Das suas declarações, ficou a saber-se que o ex-ministro da Defesa Nacional, Azeredo Lopes, admitiu o regresso da Empordef à actividade. “Azeredo Lopes admitia que o regresso da empresa à actividade estava a ser considerado”, disse o economista. Contudo, em recente entrevista ao PÚBLICO, o actual ministro da Defesa Nacional, João Gomes Cravinho, foi claro ao confirmar que o processo de liquidação da Empordef está em curso. O que parece uma mudança de posição.

No entanto, o actual titular da Defesa não pôs de lado o interesse do Estado no sector industrial da Defesa, considerando que “as circunstâncias de hoje, 2019, são bem diferentes das de 2015, para além de haver um Governo com uma orientação diferente e uma filosofia de fundo diferente sobre a relação do sector privado com o Estado.”

A este propósito, o ministro anunciou estar a ser montada no seu gabinete uma equipa com representantes dos três ramos das Forças Armadas e da orgânica do seu Ministério com o sector privado e outras entidades do Estado, como os ministérios da Economia e Ciência. O objectivo, referiu, é a participação nos projectos de Cooperação Estruturada de Defesa. Sem se referir, concretamente, a estes planos, o presidente da Empordef, que foi assessor económico no gabinete de Azeredo confirmou “que o ministro da Defesa Nacional [actual] está muito empenhado e creio que vai apresentar projectos”. Quanto Empordef, a holding não deverá ter mais de oito semanas de vida.

Em teoria, o economista já revelara existirem possibilidades da sua continuidade, desde a reestruturação do grupo à passagem das acções de sociedades âncora para uma sociedade gestora de participações sociais. Pois há um conjunto de empresas da Empordef que no processo de liquidação não são dissolvidas ou liquidadas e continuam em actividade.
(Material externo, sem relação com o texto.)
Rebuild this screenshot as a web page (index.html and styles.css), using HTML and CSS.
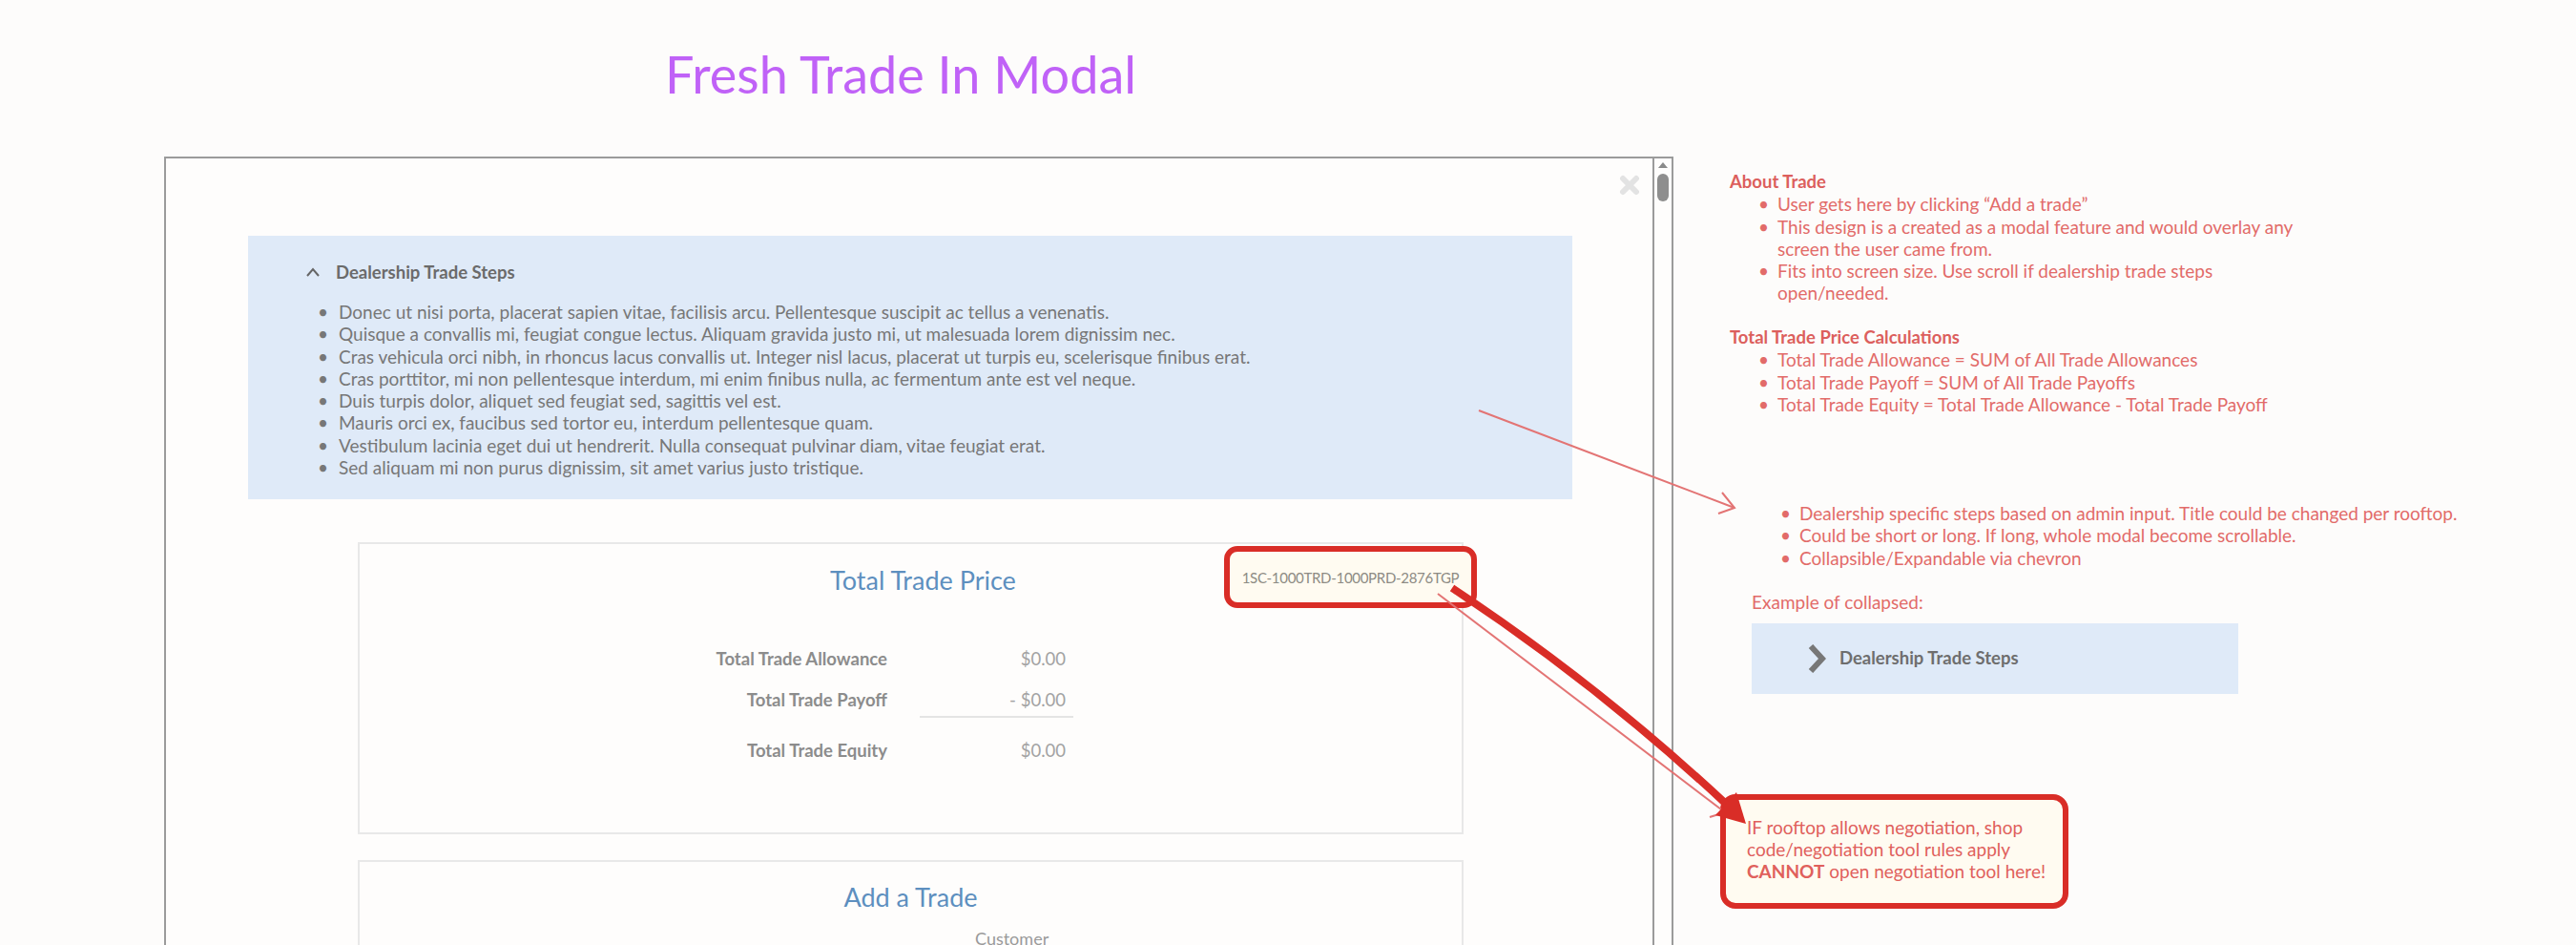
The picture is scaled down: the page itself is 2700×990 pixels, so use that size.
FILE: index.html
```html
<!DOCTYPE html>
<html lang="en">
<head>
    <meta charset="UTF-8">
    <meta name="viewport" content="width=device-width, initial-scale=1.0">
    <title>Fresh Trade In Modal</title>
    <link rel="stylesheet" href="styles.css">
</head>
<body>
    <div class="board">
        <div class="screen">
            <h1 class="board-title">Fresh Trade In Modal</h1>

            <div class="modal">
                <svg class="close" width="22" height="22" viewBox="0 0 22 22">
                    <path d="M4 4 L18 18 M18 4 L4 18" stroke="#e3e3e3" stroke-width="6" stroke-linecap="round"/>
                </svg>

                <div class="modal-body">
                    <div class="steps">
                        <div class="steps-head">
                            <svg width="16" height="10" viewBox="0 0 16 10">
                                <path d="M2 9 L8 2 L14 9" fill="none" stroke="#666" stroke-width="2"/>
                            </svg>
                            <span>Dealership Trade Steps</span>
                        </div>
                        <ul class="steps-list">
                            <li>Donec ut nisi porta, placerat sapien vitae, facilisis arcu. Pellentesque suscipit ac tellus a venenatis.</li>
                            <li>Quisque a convallis mi, feugiat congue lectus. Aliquam gravida justo mi, ut malesuada lorem dignissim nec.</li>
                            <li>Cras vehicula orci nibh, in rhoncus lacus convallis ut. Integer nisl lacus, placerat ut turpis eu, scelerisque finibus erat.</li>
                            <li>Cras porttitor, mi non pellentesque interdum, mi enim finibus nulla, ac fermentum ante est vel neque.</li>
                            <li>Duis turpis dolor, aliquet sed feugiat sed, sagittis vel est.</li>
                            <li>Mauris orci ex, faucibus sed tortor eu, interdum pellentesque quam.</li>
                            <li>Vestibulum lacinia eget dui ut hendrerit. Nulla consequat pulvinar diam, vitae feugiat erat.</li>
                            <li>Sed aliquam mi non purus dignissim, sit amet varius justo tristique.</li>
                        </ul>
                    </div>

                    <div class="card price-card">
                        <div class="code-tag">1SC-1000TRD-1000PRD-2876TGP</div>
                        <h2 class="card-title">Total Trade Price</h2>
                        <div class="totals">
                            <div class="total-label">Total Trade Allowance</div>
                            <div class="total-value">$0.00</div>
                            <div class="total-label">Total Trade Payoff</div>
                            <div class="total-value subtotal">- $0.00</div>
                            <div class="total-label equity">Total Trade Equity</div>
                            <div class="total-value equity">$0.00</div>
                        </div>
                    </div>

                    <div class="card add-card">
                        <h2 class="card-title">Add a Trade</h2>
                        <div class="field-label">Customer</div>
                    </div>
                </div>

                <div class="modal-scroll">
                    <span class="scroll-up"></span>
                    <span class="scroll-thumb"></span>
                </div>
            </div>
        </div>

        <div class="notes">
            <div class="note-block">
                <div class="note-title">About Trade</div>
                <ul class="note-list">
                    <li>User gets here by clicking “Add a trade”</li>
                    <li>This design is a created as a modal feature and would overlay any<br>screen the user came from.</li>
                    <li>Fits into screen size. Use scroll if dealership trade steps<br>open/needed.</li>
                </ul>

                <div class="note-title spaced">Total Trade Price Calculations</div>
                <ul class="note-list">
                    <li>Total Trade Allowance = SUM of All Trade Allowances</li>
                    <li>Total Trade Payoff = SUM of All Trade Payoffs</li>
                    <li>Total Trade Equity = Total Trade Allowance - Total Trade Payoff</li>
                </ul>
            </div>

            <ul class="note-list steps-notes">
                <li>Dealership specific steps based on admin input. Title could be changed per rooftop.</li>
                <li>Could be short or long. If long, whole modal become scrollable.</li>
                <li>Collapsible/Expandable via chevron</li>
            </ul>

            <div class="collapsed-label">Example of collapsed:</div>
            <div class="collapsed">
                <svg width="19" height="30" viewBox="0 0 19 30">
                    <path d="M3 2 L15 15 L3 28" fill="none" stroke="#777" stroke-width="6"/>
                </svg>
                <span>Dealership Trade Steps</span>
            </div>

            <div class="callout">
                IF rooftop allows negotiation, shop<br>
                code/negotiation tool rules apply<br>
                <b>CANNOT</b> open negotiation tool here!
            </div>
        </div>
    </div>

    <!-- annotation arrows -->
    <svg class="arrows" width="2700" height="990" viewBox="0 0 2700 990">
        <g stroke="#e37474" stroke-width="2" fill="none">
            <path d="M1550 430 L1818 532"/>
            <path d="M1805 516 L1818 532 L1801 538"/>
            <path d="M1507 622 L1808 851"/>
            <path d="M1792 856 L1808 851"/>
        </g>
        <path d="M1522 616 Q1675 717 1810 843" stroke="#d92d27" stroke-width="8" fill="none"/>
        <path d="M1830 863 L1798 854 L1820 830 Z" fill="#d92d27"/>
    </svg>
</body>
</html>
```

FILE: styles.css
```css
* {
    margin: 0;
    padding: 0;
    box-sizing: border-box;
}

body {
    background: #fdfcfb;
    font-family: Lato, "Open Sans", sans-serif;
    width: 2700px;
    height: 990px;
    overflow: hidden;
    position: relative;
}

.board {
    display: flex;
    padding-left: 172px;
}

.screen {
    width: 1582px;
    flex-shrink: 0;
}

.board-title {
    height: 164px;
    padding: 46px 0 0 525px;
    font-size: 54px;
    line-height: 64px;
    font-weight: 400;
    color: #c062f7;
}

/* modal frame with its own scroll gutter */
.modal {
    position: relative;
    display: flex;
    height: 900px;
    border: 2px solid #9b9b9b;
    border-bottom: none;
    background: #fefdfc;
}

.close {
    position: absolute;
    top: 17px;
    right: 33px;
}

.modal-body {
    flex: 1;
    padding: 81px 84px 0 86px;
}

.modal-scroll {
    width: 20px;
    border-left: 2px solid #9b9b9b;
    display: flex;
    flex-direction: column;
    align-items: center;
    padding-top: 4px;
}

.scroll-up {
    width: 0;
    height: 0;
    border-left: 5px solid transparent;
    border-right: 5px solid transparent;
    border-bottom: 6px solid #8a8a8a;
}

.scroll-thumb {
    width: 12px;
    height: 29px;
    margin-top: 6px;
    border-radius: 6px;
    background: #8e8e8e;
}

/* dealership steps panel */
.steps {
    background: #dfeaf8;
    padding: 26px 40px 22px 60px;
}

.steps-head {
    display: flex;
    align-items: center;
    gap: 16px;
    font-size: 18.5px;
    line-height: 24px;
    font-weight: 700;
    color: #6b6b6b;
}

.steps-list {
    list-style: none;
    margin-top: 18px;
    padding-left: 13px;
    font-size: 19px;
    line-height: 23.3px;
    color: #777;
}

.steps-list li {
    display: flex;
}

.steps-list li::before {
    content: "•";
    width: 22px;
    flex-shrink: 0;
}

/* cards */
.card {
    border: 2px solid #e8e8e8;
    background: #fefdfc;
    margin: 0 114px 0 115px;
}

.card-title {
    text-align: center;
    font-size: 27px;
    line-height: 34px;
    font-weight: 400;
    color: #5d8fbf;
}

.price-card {
    position: relative;
    margin-top: 45px;
    padding: 21px 0 74px;
}

.price-card .card-title {
    text-indent: 26px;
}

.code-tag {
    position: absolute;
    top: 2px;
    right: -16px;
    width: 265px;
    height: 65px;
    border: 6px solid #d92d27;
    border-radius: 14px;
    background: #fffbf1;
    display: flex;
    align-items: center;
    justify-content: center;
    font-size: 15px;
    letter-spacing: -0.3px;
    color: #8d8b84;
}

.totals {
    display: grid;
    grid-template-columns: 300px 161px;
    column-gap: 34px;
    row-gap: 19px;
    margin: 53px 0 0 253px;
    font-size: 18.5px;
    line-height: 24px;
}

.total-label {
    text-align: right;
    font-weight: 700;
    color: #8c8c8c;
}

.total-value {
    text-align: right;
    padding-right: 8px;
    color: #a3a3a3;
}

.total-value.subtotal {
    padding-bottom: 5px;
    border-bottom: 2px solid #e4e4e4;
}

.equity {
    margin-top: 3px;
}

.add-card {
    margin-top: 27px;
    height: 200px;
    padding-top: 20px;
}

.field-label {
    margin-top: 15px;
    padding-left: 645px;
    font-size: 18px;
    line-height: 22px;
    color: #9a9a9a;
}

/* side notes */
.notes {
    margin-left: 49px;
    padding-top: 179px;
    font-size: 19px;
    line-height: 23.3px;
    color: #e26b69;
}

.note-block {
    margin-left: 10px;
}

.note-title {
    font-size: 18.5px;
    font-weight: 700;
    color: #dc5f5d;
}

.note-title.spaced {
    margin-top: 23.3px;
}

.note-list {
    list-style: none;
    padding-left: 30px;
    white-space: nowrap;
}

.note-list li {
    display: flex;
}

.note-list li::before {
    content: "•";
    width: 20px;
    flex-shrink: 0;
}

.steps-notes {
    margin-top: 90.7px;
    padding-left: 63px;
}

.collapsed-label {
    margin: 23px 0 0 33px;
}

.collapsed {
    display: flex;
    align-items: center;
    gap: 14px;
    width: 510px;
    height: 74px;
    margin: 11px 0 0 33px;
    padding-left: 59px;
    background: #dfeaf8;
    font-size: 18.5px;
    font-weight: 700;
    color: #6e6e6e;
}

.callout {
    width: 365px;
    height: 120px;
    margin-top: 105px;
    padding: 17px 0 0 22px;
    border: 6px solid #d92d27;
    border-radius: 16px;
    background: #fffbf1;
    line-height: 23px;
    color: #e0605c;
}

.callout b {
    font-weight: 700;
}

.arrows {
    position: absolute;
    top: 0;
    left: 0;
    pointer-events: none;
}
```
O que levou à audição do economista João Pedro Martins, a pedido do Bloco de Esquerda, foi uma sua declaração sobre as condições que levaram à resolução do Conselho de Ministros de 2014 de liquidação da Empordef, subscrita pelo então vice-primeiro-ministro, Paulo Portas. Entre as quais a que estabelece que as sociedades com capitais próprios negativos em três anos consecutivos deviam ser extintas. “O que verifiquei”, reiterou aos deputados, “é que nos exercícios de 2010 a 2014, a sociedade apresenta nas suas contas auditadas capitais próprios sempre acima dos 100 milhões de euros.”

O administrador afirmou que a Empordef tem activos superiores ao passivo – 244 milhões de euros face a 220 milhões -, um capital próprio de 24 milhões de euros, e que prescindiu das subvenções do Estado desde o último triénio de 2017. Deste modo, houve uma poupança de 15,5 milhões de euros no ano passado. Aliás, destacou, a holding gera valor para o sector público e se fechasse hoje teria 13 milhões de euros a entrar nos cofres públicos.

“Houve uma vontade política, no seguimento do memorando da troika, não fazia sentido ter uma empresa pública a gerir participações públicas”, argumentou o deputado Leonel Costa, do PSD. João Rebelo, do CDS, também admite ter presidido ao fim da holding uma decisão política, mas classificou “como positivo o Estado manter posições” no sector.

Entre as participadas, João Pedro Martins referiu a presença estratégica de 35% nas OGMA, “com perspectiva do Estado receber dividendos superiores”, na Edisoft, de engenharia de sistemas, na EID na área tecnológica e na Naval Rocha, com problemas na concessão de docas novas em Alcântara. Estratégico é, obviamente, o Arsenal do Alfeite. “As outras [empresas] nunca deveriam ter entrado na esfera da Empordef”, garantiu.